══ Material provided ══

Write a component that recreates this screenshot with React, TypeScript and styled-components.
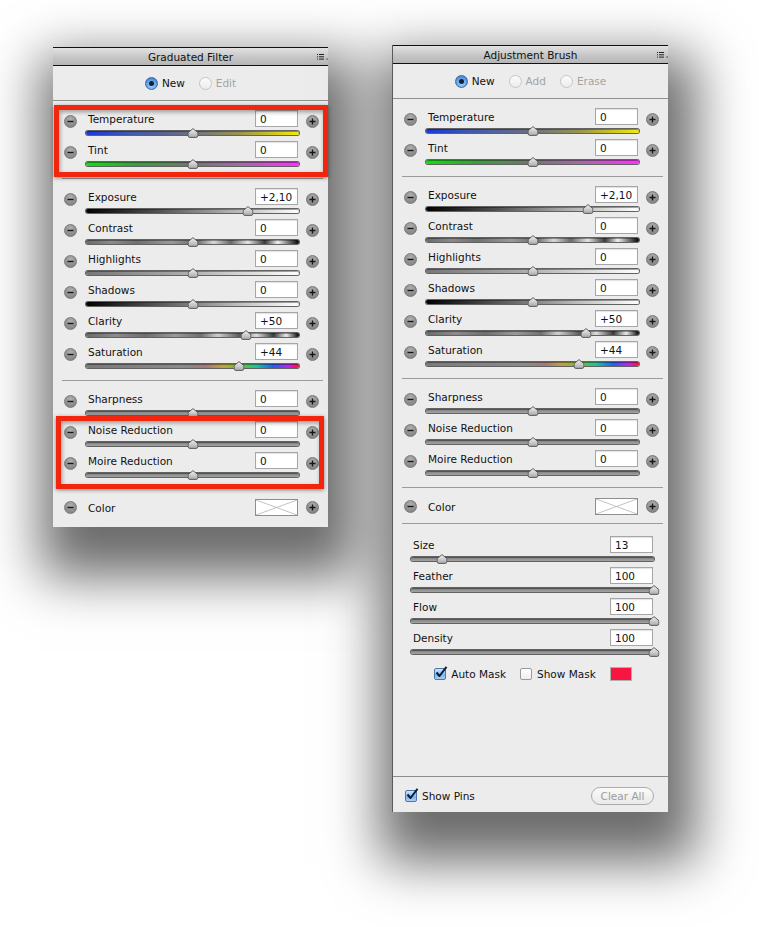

═══
══ Material provided ══

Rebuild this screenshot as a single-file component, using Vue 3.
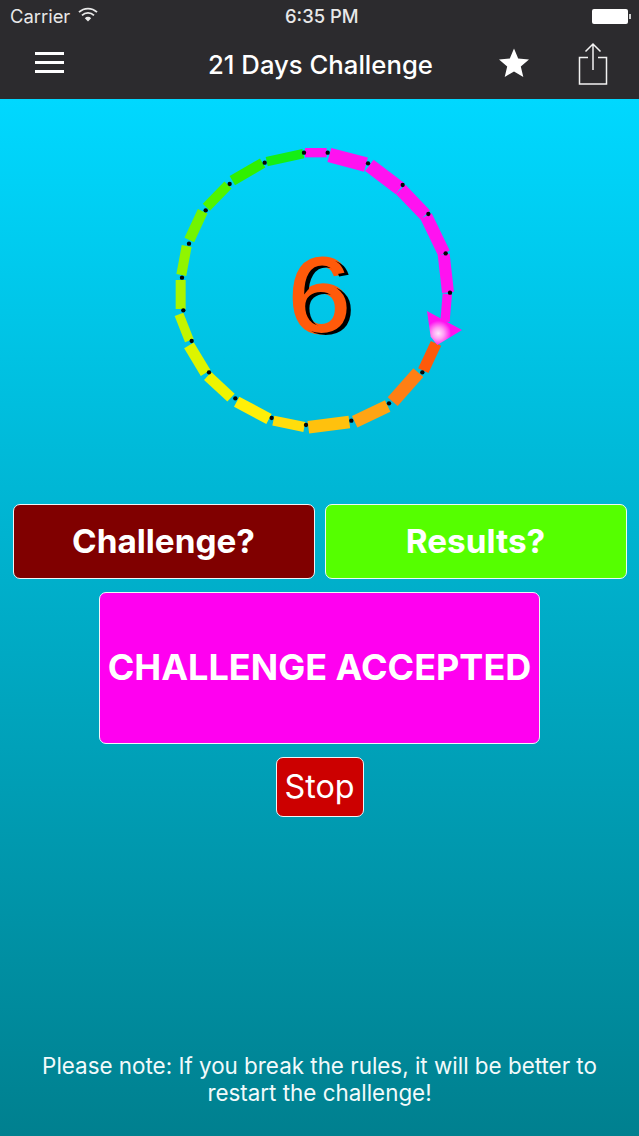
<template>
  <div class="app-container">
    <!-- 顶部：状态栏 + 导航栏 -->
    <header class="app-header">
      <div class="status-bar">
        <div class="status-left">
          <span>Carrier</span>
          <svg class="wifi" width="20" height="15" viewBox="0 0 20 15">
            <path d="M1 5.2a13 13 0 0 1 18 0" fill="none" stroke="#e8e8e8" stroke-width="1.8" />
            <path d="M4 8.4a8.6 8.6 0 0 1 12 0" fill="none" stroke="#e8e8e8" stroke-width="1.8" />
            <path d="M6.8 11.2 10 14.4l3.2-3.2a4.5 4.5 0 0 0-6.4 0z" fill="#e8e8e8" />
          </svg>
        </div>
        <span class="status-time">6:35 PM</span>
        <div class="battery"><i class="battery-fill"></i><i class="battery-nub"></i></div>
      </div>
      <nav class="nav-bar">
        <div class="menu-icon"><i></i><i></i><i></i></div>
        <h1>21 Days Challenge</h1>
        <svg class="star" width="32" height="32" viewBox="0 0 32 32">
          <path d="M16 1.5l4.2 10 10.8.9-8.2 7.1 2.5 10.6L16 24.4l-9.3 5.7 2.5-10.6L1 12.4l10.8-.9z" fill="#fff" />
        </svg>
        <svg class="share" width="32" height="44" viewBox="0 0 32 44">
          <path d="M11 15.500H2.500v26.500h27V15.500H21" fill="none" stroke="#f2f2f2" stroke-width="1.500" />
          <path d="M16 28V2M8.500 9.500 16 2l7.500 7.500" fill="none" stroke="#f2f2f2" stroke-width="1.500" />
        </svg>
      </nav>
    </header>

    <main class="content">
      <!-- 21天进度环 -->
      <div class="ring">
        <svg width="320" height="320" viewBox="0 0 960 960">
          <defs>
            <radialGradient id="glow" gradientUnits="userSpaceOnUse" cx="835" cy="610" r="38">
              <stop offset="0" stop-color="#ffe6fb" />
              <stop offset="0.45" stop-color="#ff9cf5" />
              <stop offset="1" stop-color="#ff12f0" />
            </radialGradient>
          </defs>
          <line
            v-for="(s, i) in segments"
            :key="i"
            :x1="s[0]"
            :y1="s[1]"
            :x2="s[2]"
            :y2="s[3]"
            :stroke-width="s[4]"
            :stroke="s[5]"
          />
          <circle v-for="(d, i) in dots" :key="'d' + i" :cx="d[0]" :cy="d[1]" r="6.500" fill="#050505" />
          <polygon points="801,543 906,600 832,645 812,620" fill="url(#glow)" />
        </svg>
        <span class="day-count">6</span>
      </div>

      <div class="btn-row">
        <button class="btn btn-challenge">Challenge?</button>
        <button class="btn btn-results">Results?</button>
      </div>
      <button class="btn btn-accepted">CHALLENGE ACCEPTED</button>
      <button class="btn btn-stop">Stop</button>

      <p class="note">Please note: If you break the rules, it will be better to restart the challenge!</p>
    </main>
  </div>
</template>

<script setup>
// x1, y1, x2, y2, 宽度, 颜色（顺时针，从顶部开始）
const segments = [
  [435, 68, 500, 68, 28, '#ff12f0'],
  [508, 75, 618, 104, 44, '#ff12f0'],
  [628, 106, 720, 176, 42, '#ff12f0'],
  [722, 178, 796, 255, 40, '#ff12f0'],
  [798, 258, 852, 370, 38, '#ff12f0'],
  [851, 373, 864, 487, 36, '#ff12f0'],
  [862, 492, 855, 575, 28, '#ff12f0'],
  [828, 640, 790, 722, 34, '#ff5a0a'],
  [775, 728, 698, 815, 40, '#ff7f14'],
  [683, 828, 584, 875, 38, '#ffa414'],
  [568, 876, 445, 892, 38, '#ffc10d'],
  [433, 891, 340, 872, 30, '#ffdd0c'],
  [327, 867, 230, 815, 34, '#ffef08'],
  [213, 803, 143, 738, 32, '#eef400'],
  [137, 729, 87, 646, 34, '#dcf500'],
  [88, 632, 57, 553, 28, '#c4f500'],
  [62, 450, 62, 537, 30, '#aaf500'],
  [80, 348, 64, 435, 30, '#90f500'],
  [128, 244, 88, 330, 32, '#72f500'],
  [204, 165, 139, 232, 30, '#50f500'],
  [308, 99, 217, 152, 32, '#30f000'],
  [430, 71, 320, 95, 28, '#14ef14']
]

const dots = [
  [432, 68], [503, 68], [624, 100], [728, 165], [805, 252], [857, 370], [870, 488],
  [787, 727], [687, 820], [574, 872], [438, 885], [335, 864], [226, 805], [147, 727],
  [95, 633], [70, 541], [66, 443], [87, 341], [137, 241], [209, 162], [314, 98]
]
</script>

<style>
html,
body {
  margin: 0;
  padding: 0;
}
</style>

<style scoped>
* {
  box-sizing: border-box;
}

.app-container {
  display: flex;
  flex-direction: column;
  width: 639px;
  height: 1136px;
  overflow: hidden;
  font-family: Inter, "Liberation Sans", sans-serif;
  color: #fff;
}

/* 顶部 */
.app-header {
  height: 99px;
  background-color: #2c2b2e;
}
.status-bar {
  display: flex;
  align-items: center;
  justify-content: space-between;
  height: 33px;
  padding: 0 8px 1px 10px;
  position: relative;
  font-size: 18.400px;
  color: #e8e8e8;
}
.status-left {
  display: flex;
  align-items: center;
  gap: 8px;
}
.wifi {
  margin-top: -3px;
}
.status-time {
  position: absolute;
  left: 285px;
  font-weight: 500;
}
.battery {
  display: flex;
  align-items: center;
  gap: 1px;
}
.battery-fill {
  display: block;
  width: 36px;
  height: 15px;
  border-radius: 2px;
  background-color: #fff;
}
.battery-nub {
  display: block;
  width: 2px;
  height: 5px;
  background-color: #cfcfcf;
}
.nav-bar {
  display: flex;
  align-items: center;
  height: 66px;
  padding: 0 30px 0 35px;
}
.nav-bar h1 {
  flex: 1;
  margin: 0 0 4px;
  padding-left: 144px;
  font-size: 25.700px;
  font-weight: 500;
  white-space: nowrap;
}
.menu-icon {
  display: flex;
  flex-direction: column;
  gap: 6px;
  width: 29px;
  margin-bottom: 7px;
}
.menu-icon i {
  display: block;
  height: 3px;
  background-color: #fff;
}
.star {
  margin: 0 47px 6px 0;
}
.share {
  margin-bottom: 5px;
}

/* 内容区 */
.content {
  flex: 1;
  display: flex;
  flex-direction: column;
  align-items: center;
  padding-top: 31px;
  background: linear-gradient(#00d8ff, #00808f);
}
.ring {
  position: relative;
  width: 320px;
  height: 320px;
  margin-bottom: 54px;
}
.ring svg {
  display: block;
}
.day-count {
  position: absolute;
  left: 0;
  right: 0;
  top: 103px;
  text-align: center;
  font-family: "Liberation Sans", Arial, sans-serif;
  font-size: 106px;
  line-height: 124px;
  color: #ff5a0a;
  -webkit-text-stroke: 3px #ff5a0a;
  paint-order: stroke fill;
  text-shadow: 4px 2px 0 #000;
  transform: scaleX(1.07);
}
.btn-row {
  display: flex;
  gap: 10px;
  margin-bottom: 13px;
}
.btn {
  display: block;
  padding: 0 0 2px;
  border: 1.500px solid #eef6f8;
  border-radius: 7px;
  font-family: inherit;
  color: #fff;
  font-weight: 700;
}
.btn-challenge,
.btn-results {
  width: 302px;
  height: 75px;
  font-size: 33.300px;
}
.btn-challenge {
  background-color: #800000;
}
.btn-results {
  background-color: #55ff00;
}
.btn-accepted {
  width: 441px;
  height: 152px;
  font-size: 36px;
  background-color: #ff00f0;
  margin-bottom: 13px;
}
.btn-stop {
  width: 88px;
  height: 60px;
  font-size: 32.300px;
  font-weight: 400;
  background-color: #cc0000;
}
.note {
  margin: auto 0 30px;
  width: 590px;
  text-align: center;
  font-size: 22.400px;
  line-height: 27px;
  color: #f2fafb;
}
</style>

═══
══ Material provided ══

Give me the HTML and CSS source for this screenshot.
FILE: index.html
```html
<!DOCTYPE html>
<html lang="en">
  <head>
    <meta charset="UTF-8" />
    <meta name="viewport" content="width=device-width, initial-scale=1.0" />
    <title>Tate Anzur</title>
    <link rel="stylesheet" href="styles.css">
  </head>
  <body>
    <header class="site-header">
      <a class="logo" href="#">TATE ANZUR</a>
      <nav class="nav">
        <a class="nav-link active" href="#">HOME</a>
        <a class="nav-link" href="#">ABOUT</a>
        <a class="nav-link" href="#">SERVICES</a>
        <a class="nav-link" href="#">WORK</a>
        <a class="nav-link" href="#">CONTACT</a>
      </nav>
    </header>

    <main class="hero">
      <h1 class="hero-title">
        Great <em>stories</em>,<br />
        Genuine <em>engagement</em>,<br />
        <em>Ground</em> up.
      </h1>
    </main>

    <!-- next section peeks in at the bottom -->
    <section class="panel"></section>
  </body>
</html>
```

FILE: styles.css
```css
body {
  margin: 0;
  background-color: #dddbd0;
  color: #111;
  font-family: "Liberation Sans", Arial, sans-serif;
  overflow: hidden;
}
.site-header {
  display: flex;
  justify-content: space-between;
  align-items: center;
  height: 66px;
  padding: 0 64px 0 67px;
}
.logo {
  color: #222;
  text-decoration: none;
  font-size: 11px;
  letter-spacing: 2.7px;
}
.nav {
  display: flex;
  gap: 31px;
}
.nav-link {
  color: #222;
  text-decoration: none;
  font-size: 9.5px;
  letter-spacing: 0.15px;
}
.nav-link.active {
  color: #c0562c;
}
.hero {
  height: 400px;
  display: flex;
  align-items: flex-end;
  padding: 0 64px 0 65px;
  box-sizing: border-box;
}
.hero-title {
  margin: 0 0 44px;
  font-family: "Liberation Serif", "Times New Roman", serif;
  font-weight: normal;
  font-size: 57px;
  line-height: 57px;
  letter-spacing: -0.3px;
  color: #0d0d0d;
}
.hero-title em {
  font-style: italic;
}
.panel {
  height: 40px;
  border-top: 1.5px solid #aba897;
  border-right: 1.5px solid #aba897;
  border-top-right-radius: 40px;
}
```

═══

### Your task
Figure out how many lines above include the string "this", then report that number and nothing else.

### Task solution
3